------ Collected material ------
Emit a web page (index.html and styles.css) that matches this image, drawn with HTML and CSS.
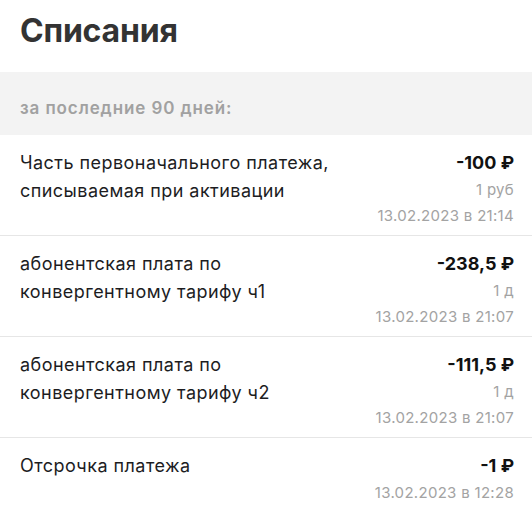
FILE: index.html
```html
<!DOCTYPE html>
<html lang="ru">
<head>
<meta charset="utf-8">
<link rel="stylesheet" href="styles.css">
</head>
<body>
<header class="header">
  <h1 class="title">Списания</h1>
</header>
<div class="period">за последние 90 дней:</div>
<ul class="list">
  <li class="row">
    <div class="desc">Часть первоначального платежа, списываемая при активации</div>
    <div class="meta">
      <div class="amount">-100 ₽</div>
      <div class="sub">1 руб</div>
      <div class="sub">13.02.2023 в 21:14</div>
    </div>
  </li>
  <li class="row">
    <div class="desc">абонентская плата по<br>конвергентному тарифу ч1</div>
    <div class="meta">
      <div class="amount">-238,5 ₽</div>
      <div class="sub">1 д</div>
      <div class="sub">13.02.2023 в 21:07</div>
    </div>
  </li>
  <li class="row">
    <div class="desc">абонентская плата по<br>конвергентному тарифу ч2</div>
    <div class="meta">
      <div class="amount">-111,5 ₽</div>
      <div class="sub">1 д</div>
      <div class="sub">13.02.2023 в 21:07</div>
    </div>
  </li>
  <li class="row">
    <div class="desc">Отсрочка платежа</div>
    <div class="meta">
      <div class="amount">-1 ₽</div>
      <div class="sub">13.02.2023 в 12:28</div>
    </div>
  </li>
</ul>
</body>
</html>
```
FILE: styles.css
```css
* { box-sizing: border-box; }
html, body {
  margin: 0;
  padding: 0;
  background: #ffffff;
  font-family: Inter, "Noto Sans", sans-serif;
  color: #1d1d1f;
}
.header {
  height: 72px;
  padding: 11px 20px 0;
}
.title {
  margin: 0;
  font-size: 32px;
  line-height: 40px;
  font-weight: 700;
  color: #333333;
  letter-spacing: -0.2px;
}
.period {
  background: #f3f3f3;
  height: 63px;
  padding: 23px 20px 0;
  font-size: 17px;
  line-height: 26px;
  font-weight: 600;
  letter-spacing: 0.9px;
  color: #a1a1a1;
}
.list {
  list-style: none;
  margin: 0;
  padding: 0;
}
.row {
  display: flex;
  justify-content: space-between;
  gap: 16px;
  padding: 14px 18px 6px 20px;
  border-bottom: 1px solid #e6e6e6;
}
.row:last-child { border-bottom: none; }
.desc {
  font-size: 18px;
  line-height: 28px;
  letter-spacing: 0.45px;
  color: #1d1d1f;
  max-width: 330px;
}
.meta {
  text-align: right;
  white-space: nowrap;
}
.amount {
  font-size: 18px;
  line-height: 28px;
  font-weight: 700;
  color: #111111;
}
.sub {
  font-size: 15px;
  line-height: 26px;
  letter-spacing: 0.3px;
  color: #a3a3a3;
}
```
------
Goal of the exercise: Repeat the data in full and exactly. Omit pictures.

Reply to the exercise:
Emit a web page (index.html and styles.css) that matches this image, drawn with HTML and CSS.
FILE: index.html
```html
<!DOCTYPE html>
<html lang="ru">
<head>
<meta charset="utf-8">
<link rel="stylesheet" href="styles.css">
</head>
<body>
<header class="header">
  <h1 class="title">Списания</h1>
</header>
<div class="period">за последние 90 дней:</div>
<ul class="list">
  <li class="row">
    <div class="desc">Часть первоначального платежа, списываемая при активации</div>
    <div class="meta">
      <div class="amount">-100 ₽</div>
      <div class="sub">1 руб</div>
      <div class="sub">13.02.2023 в 21:14</div>
    </div>
  </li>
  <li class="row">
    <div class="desc">абонентская плата по<br>конвергентному тарифу ч1</div>
    <div class="meta">
      <div class="amount">-238,5 ₽</div>
      <div class="sub">1 д</div>
      <div class="sub">13.02.2023 в 21:07</div>
    </div>
  </li>
  <li class="row">
    <div class="desc">абонентская плата по<br>конвергентному тарифу ч2</div>
    <div class="meta">
      <div class="amount">-111,5 ₽</div>
      <div class="sub">1 д</div>
      <div class="sub">13.02.2023 в 21:07</div>
    </div>
  </li>
  <li class="row">
    <div class="desc">Отсрочка платежа</div>
    <div class="meta">
      <div class="amount">-1 ₽</div>
      <div class="sub">13.02.2023 в 12:28</div>
    </div>
  </li>
</ul>
</body>
</html>
```
FILE: styles.css
```css
* { box-sizing: border-box; }
html, body {
  margin: 0;
  padding: 0;
  background: #ffffff;
  font-family: Inter, "Noto Sans", sans-serif;
  color: #1d1d1f;
}
.header {
  height: 72px;
  padding: 11px 20px 0;
}
.title {
  margin: 0;
  font-size: 32px;
  line-height: 40px;
  font-weight: 700;
  color: #333333;
  letter-spacing: -0.2px;
}
.period {
  background: #f3f3f3;
  height: 63px;
  padding: 23px 20px 0;
  font-size: 17px;
  line-height: 26px;
  font-weight: 600;
  letter-spacing: 0.9px;
  color: #a1a1a1;
}
.list {
  list-style: none;
  margin: 0;
  padding: 0;
}
.row {
  display: flex;
  justify-content: space-between;
  gap: 16px;
  padding: 14px 18px 6px 20px;
  border-bottom: 1px solid #e6e6e6;
}
.row:last-child { border-bottom: none; }
.desc {
  font-size: 18px;
  line-height: 28px;
  letter-spacing: 0.45px;
  color: #1d1d1f;
  max-width: 330px;
}
.meta {
  text-align: right;
  white-space: nowrap;
}
.amount {
  font-size: 18px;
  line-height: 28px;
  font-weight: 700;
  color: #111111;
}
.sub {
  font-size: 15px;
  line-height: 26px;
  letter-spacing: 0.3px;
  color: #a3a3a3;
}
```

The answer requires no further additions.